Either name each intermediate object, or overwrite the original, or combine all the functions together. All come with their own risks.

Below is the same fake “cake” example as above, but using this style:

# a fake example of how to bake a cake using this method (defining intermediate objects)
batter_1 <- left_join(flour, eggs)
batter_2 <- left_join(batter_1, oil)
batter_3 <- left_join(batter_2, water)

batter_4 <- mix_together(object = batter_3, utensil = spoon, minutes = 2)

cake <- bake(batter_4, degrees = 350, system = "fahrenheit", minutes = 35)

cake <- let_cool(cake)

Combine all functions together - this is difficult to read:

# an example of combining/nesting mutliple functions together - difficult to read
cake <- let_cool(bake(mix_together(batter_3, utensil = spoon, minutes = 2), degrees = 350, system = "fahrenheit", minutes = 35))

Errors vs. warnings and debugging tips

Error versus Warning

When a command is run, the R Console may show you warning or error messages in red text.

  • A warning means that R has completed your command, but had to take additional steps or produced unusual output that you should be aware of.

  • An error means that R was not able to complete your command.

Look for clues:

  • The error/warning message will often include a line number for the problem.

  • If an object “is unknown” or “not found”, perhaps you spelled it incorrectly, forgot to call a package with library(), or forgot to re-run your script after making changes.

If all else fails, copy the error message into Google along with some key terms - chances are that someone else has worked through this already!

General syntax tips

A few things to remember when writing commands in R, to avoid errors and warnings:

  • Always close parentheses - tip: count the number of opening “(” and closing parentheses “)” for each code chunk
  • Avoid spaces in column and object names.
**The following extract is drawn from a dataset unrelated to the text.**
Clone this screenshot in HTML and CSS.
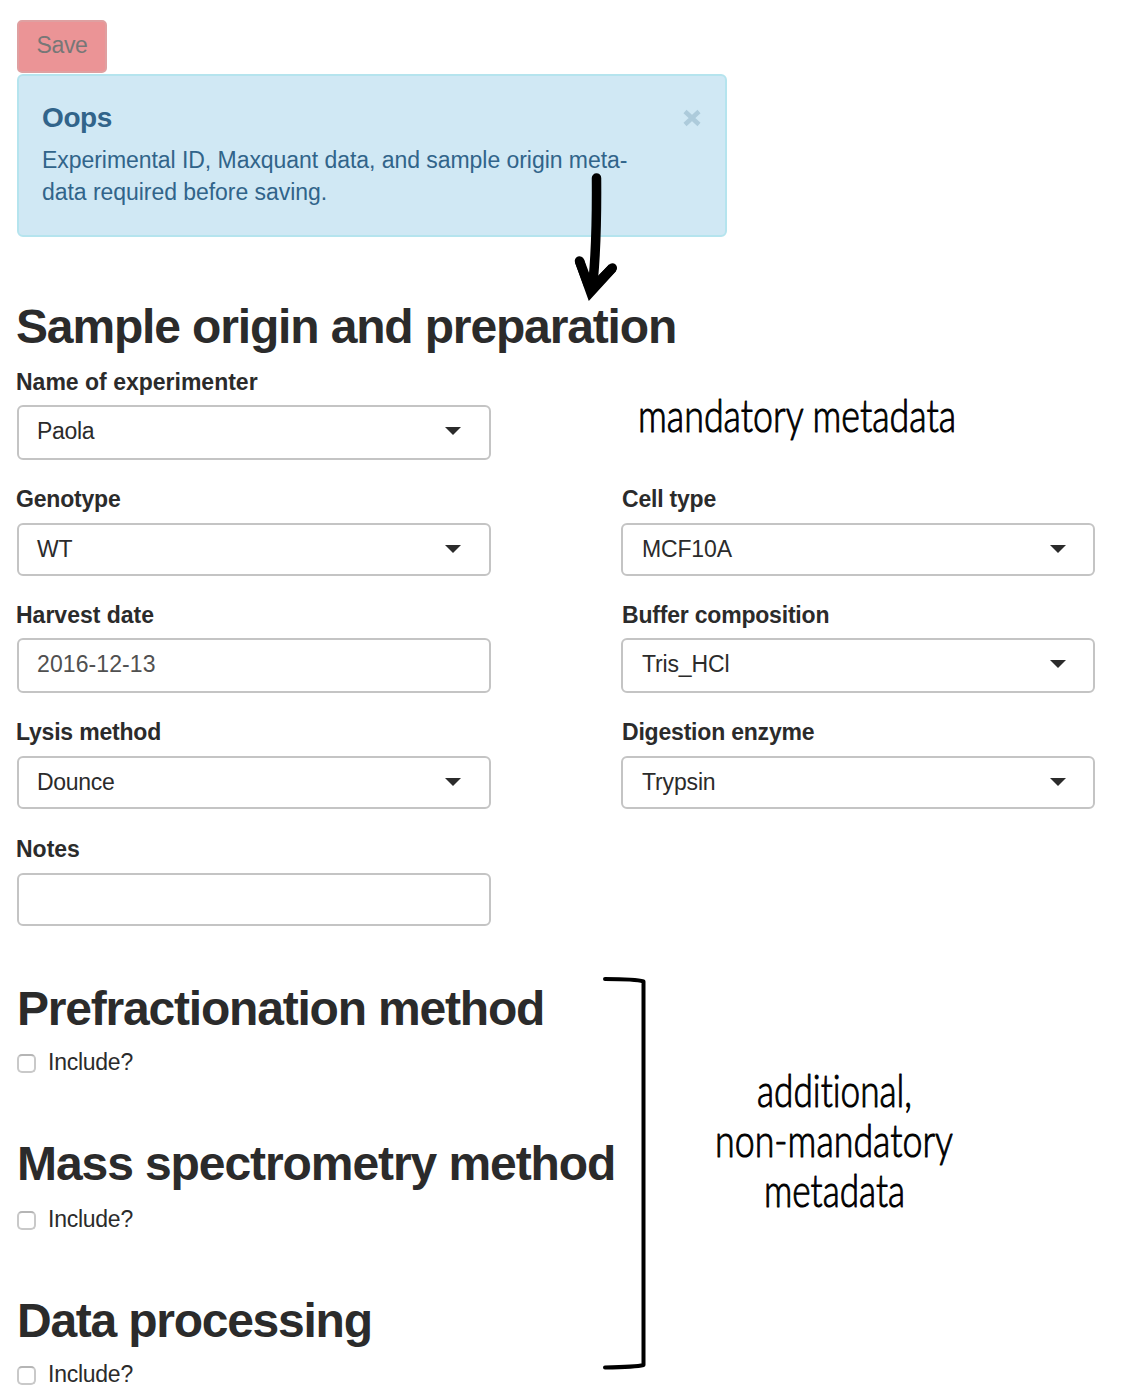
FILE: index.html
```html
<!DOCTYPE html>
<html lang="en">
<head>
<meta charset="utf-8">
<title>Sample metadata</title>
<link rel="stylesheet" href="styles.css">
</head>
<body>
<main class="page">
  <button class="save" disabled>Save</button>
  <div class="alert">
    <div class="alert-head">
      <h4 class="alert-title">Oops</h4>
      <svg class="close" width="18" height="18" viewBox="0 0 18 18"><path d="M2 2.500L16 15.500M16 2.500L2 15.500"/></svg>
    </div>
    <p class="alert-text">Experimental ID, Maxquant data, and sample origin meta-<br>data required before saving.</p>
  </div>

  <h2 class="heading heading-origin">Sample origin and preparation</h2>
  <div class="fields">
    <div class="field solo"><label class="label">Name of experimenter</label><div class="box tall"><span>Paola</span><i class="caret"></i></div></div>
    <div class="field"><label class="label tight">Genotype</label><div class="box"><span>WT</span><i class="caret"></i></div></div>
    <div class="field right"><label class="label tight">Cell type</label><div class="box"><span>MCF10A</span><i class="caret"></i></div></div>
    <div class="field"><label class="label">Harvest date</label><div class="box tall date"><span>2016-12-13</span></div></div>
    <div class="field right"><label class="label tight">Buffer composition</label><div class="box tall"><span>Tris_HCl</span><i class="caret"></i></div></div>
    <div class="field"><label class="label tight">Lysis method</label><div class="box"><span>Dounce</span><i class="caret"></i></div></div>
    <div class="field right"><label class="label tight">Digestion enzyme</label><div class="box"><span>Trypsin</span><i class="caret"></i></div></div>
    <div class="field"><label class="label">Notes</label><div class="box"></div></div>
  </div>

  <div class="optional">
    <section><h2 class="heading h-pre">Prefractionation method</h2><label class="include"><span class="check"></span>Include?</label></section>
    <section><h2 class="heading h-mass">Mass spectrometry method</h2><label class="include include-mass"><span class="check"></span>Include?</label></section>
    <section><h2 class="heading h-data">Data processing</h2><label class="include"><span class="check"></span>Include?</label></section>
  </div>

  <svg class="notes" width="1125" height="1394" viewBox="0 0 1125 1394">
    <g class="arrow">
      <path d="M596.500 178Q597 240 593.200 280"/>
      <path d="M579.500 261L588.500 285"/>
      <path d="M612.300 268L594 287"/>
      <path class="tip" d="M575 262.500L588.800 301L616 271.200L609 264.500L597 277H589L584 259.500Z"/>
    </g>
    <path class="bracket" d="M605 979Q636 979 643.500 981.500V1365Q636 1367 605 1367.500"/>
    <g class="hand">
      <text x="638" y="432" textLength="318" lengthAdjust="spacingAndGlyphs">mandatory metadata</text>
      <text x="757" y="1107" textLength="155" lengthAdjust="spacingAndGlyphs">additional,</text>
      <text x="715" y="1157" textLength="238" lengthAdjust="spacingAndGlyphs">non-mandatory</text>
      <text x="764" y="1207" textLength="141" lengthAdjust="spacingAndGlyphs">metadata</text>
    </g>
  </svg>
</main>
</body>
</html>
```

FILE: styles.css
```css
* { box-sizing: border-box; }
body {
  margin: 0;
  background: #fff;
  color: #2b2b2b;
  font: 23px/32px "Liberation Sans", Arial, sans-serif;
}
.page {
  position: relative;
  display: flex;
  flex-direction: column;
  align-items: flex-start;
  width: 1125px;
  height: 1394px;
  padding: 20px 0 0 17px;
  overflow: hidden;
}
.save {
  width: 90px;
  height: 53px;
  margin: 0;
  padding: 0 0 3px;
  border: 2px solid #dfa0a1;
  border-radius: 5px;
  background: #eb9496;
  color: #777;
  font: inherit;
  letter-spacing: -0.3px;
}
.alert {
  width: 710px;
  height: 163px;
  margin-top: 1px;
  padding: 26px 24px 0 23px;
  border: 2px solid #b5e4ee;
  border-radius: 6px;
  background: #d0e8f4;
  color: #31648a;
}
.alert-head {
  display: flex;
  justify-content: space-between;
  height: 42px;
}
.alert-title {
  margin: 0;
  font-size: 28px;
  letter-spacing: -0.4px;
}
.close { margin-top: 7px; }
.close path { stroke: #adcbdb; stroke-width: 4.5; }
.alert-text { margin: 0; letter-spacing: -0.05px; }

.heading {
  margin: 0;
  font-size: 48px;
  line-height: 53px;
  letter-spacing: -1.15px;
  white-space: nowrap;
}
.heading-origin { margin: 63px 0 13px -1px; }
.h-pre { letter-spacing: -1.2px; }
.h-mass { letter-spacing: -1.08px; }
.h-data { letter-spacing: -1.25px; }
.fields {
  display: grid;
  grid-template-columns: 474px 474px;
  grid-template-rows: 117px 116px 117px 117px 93px;
  column-gap: 130px;
}
.field { display: flex; flex-direction: column; }
.solo { grid-column: 1 / 3; width: 474px; }
.label { margin-left: -1px; font-weight: bold; }
.right .label { margin-left: 1px; }
.label.tight { letter-spacing: -0.2px; }
.box {
  display: flex;
  justify-content: space-between;
  align-items: center;
  height: 53px;
  margin-top: 8px;
  padding: 0 28px 2px 18px;
  border: 2px solid #c4c4c4;
  border-radius: 6px;
  letter-spacing: -0.3px;
}
.right .box { padding-left: 19px; padding-right: 27px; letter-spacing: -0.15px; }
.tall { height: 55px; margin-top: 7px; padding-bottom: 3px; }
.date { color: #505050; letter-spacing: 0.1px; }
.caret {
  border: 8px solid transparent;
  border-top: 8px solid #2b2b2b;
  border-bottom: 0;
}

.optional {
  display: grid;
  grid-template-rows: 155px 157px 100px;
  margin-top: 56px;
}
.include {
  display: flex;
  align-items: center;
  gap: 12px;
  margin-top: 11px;
  letter-spacing: -0.25px;
}
.include-mass { margin-top: 13px; }
.check {
  width: 19px;
  height: 19px;
  margin-top: 3px;
  border: 2px solid #c9c9c9;
  border-top-color: #b5b5b5;
  border-radius: 5px;
}

.notes { position: absolute; top: 0; left: 0; }
.arrow path { fill: none; stroke: #000; stroke-width: 9.5; stroke-linecap: round; }
.arrow .tip { fill: #000; stroke: none; }
.bracket { fill: none; stroke: #000; stroke-width: 4; stroke-linecap: round; stroke-linejoin: round; }
.hand {
  fill: #000;
  stroke: #000;
  stroke-width: 1;
  stroke-linejoin: round;
  font: 300 45px Lato, sans-serif;
  font-variant-ligatures: none;
}
```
Use underscore ( _ ) or periods ( . ) instead
  • Keep track of and remember to separate a function’s arguments with commas

Code assists

Any script (RMarkdown or otherwise) will give clues when you have made a mistake. For example, if you forgot to write a comma where it is needed, or to close a parentheses, RStudio will raise a flag on that line, on the right side of the script, to warn you.